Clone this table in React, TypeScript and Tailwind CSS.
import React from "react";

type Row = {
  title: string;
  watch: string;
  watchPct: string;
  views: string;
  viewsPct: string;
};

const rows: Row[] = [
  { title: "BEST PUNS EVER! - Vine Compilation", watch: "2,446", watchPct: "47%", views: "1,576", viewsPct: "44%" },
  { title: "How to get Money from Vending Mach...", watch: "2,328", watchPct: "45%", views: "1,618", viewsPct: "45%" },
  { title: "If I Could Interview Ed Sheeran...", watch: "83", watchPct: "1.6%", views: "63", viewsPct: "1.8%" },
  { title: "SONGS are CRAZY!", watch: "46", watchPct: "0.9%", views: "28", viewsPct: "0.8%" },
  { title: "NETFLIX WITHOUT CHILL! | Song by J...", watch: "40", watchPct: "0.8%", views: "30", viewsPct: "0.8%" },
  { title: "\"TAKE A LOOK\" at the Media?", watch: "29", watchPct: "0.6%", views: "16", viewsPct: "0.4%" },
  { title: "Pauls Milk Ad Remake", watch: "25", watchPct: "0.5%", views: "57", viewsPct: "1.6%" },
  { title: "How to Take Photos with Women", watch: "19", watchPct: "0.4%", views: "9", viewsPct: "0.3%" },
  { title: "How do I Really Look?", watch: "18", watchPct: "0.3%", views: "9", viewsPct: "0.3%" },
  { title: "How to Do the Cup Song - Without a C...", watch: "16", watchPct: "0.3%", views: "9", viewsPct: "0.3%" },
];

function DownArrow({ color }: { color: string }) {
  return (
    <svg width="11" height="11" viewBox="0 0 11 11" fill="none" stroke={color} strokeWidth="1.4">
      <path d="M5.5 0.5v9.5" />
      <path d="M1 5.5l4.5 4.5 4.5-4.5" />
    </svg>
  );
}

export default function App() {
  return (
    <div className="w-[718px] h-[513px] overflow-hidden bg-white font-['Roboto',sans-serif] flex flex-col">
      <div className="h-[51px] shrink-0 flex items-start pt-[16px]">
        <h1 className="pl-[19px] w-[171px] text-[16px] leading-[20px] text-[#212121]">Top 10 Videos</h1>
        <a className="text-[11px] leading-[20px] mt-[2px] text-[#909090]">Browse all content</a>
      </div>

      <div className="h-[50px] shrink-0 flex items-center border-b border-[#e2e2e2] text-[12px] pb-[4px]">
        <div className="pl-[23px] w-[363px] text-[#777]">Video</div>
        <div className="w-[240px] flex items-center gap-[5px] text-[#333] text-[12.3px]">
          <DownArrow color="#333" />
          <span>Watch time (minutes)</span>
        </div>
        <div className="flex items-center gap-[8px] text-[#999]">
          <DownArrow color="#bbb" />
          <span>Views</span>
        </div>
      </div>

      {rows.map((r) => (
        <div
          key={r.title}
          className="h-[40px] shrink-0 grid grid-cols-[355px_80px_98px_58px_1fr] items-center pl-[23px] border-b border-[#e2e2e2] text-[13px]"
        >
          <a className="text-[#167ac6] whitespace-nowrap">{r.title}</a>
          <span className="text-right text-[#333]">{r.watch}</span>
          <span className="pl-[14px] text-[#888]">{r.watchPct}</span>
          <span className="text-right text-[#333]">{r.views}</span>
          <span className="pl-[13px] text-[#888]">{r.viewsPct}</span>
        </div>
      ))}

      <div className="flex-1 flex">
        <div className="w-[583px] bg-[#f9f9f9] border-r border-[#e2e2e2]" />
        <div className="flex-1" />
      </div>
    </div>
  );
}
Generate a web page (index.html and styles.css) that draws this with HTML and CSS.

→ **EXERCISE GOAL**: Copy the entries above exactly, leaving none out.

→ **IN RESPONSE**:
Clone this table in React, TypeScript and Tailwind CSS.
import React from "react";

type Row = {
  title: string;
  watch: string;
  watchPct: string;
  views: string;
  viewsPct: string;
};

const rows: Row[] = [
  { title: "BEST PUNS EVER! - Vine Compilation", watch: "2,446", watchPct: "47%", views: "1,576", viewsPct: "44%" },
  { title: "How to get Money from Vending Mach...", watch: "2,328", watchPct: "45%", views: "1,618", viewsPct: "45%" },
  { title: "If I Could Interview Ed Sheeran...", watch: "83", watchPct: "1.6%", views: "63", viewsPct: "1.8%" },
  { title: "SONGS are CRAZY!", watch: "46", watchPct: "0.9%", views: "28", viewsPct: "0.8%" },
  { title: "NETFLIX WITHOUT CHILL! | Song by J...", watch: "40", watchPct: "0.8%", views: "30", viewsPct: "0.8%" },
  { title: "\"TAKE A LOOK\" at the Media?", watch: "29", watchPct: "0.6%", views: "16", viewsPct: "0.4%" },
  { title: "Pauls Milk Ad Remake", watch: "25", watchPct: "0.5%", views: "57", viewsPct: "1.6%" },
  { title: "How to Take Photos with Women", watch: "19", watchPct: "0.4%", views: "9", viewsPct: "0.3%" },
  { title: "How do I Really Look?", watch: "18", watchPct: "0.3%", views: "9", viewsPct: "0.3%" },
  { title: "How to Do the Cup Song - Without a C...", watch: "16", watchPct: "0.3%", views: "9", viewsPct: "0.3%" },
];

function DownArrow({ color }: { color: string }) {
  return (
    <svg width="11" height="11" viewBox="0 0 11 11" fill="none" stroke={color} strokeWidth="1.4">
      <path d="M5.5 0.5v9.5" />
      <path d="M1 5.5l4.5 4.5 4.5-4.5" />
    </svg>
  );
}

export default function App() {
  return (
    <div className="w-[718px] h-[513px] overflow-hidden bg-white font-['Roboto',sans-serif] flex flex-col">
      <div className="h-[51px] shrink-0 flex items-start pt-[16px]">
        <h1 className="pl-[19px] w-[171px] text-[16px] leading-[20px] text-[#212121]">Top 10 Videos</h1>
        <a className="text-[11px] leading-[20px] mt-[2px] text-[#909090]">Browse all content</a>
      </div>

      <div className="h-[50px] shrink-0 flex items-center border-b border-[#e2e2e2] text-[12px] pb-[4px]">
        <div className="pl-[23px] w-[363px] text-[#777]">Video</div>
        <div className="w-[240px] flex items-center gap-[5px] text-[#333] text-[12.3px]">
          <DownArrow color="#333" />
          <span>Watch time (minutes)</span>
        </div>
        <div className="flex items-center gap-[8px] text-[#999]">
          <DownArrow color="#bbb" />
          <span>Views</span>
        </div>
      </div>

      {rows.map((r) => (
        <div
          key={r.title}
          className="h-[40px] shrink-0 grid grid-cols-[355px_80px_98px_58px_1fr] items-center pl-[23px] border-b border-[#e2e2e2] text-[13px]"
        >
          <a className="text-[#167ac6] whitespace-nowrap">{r.title}</a>
          <span className="text-right text-[#333]">{r.watch}</span>
          <span className="pl-[14px] text-[#888]">{r.watchPct}</span>
          <span className="text-right text-[#333]">{r.views}</span>
          <span className="pl-[13px] text-[#888]">{r.viewsPct}</span>
        </div>
      ))}

      <div className="flex-1 flex">
        <div className="w-[583px] bg-[#f9f9f9] border-r border-[#e2e2e2]" />
        <div className="flex-1" />
      </div>
    </div>
  );
}
Generate a web page (index.html and styles.css) that draws this with HTML and CSS.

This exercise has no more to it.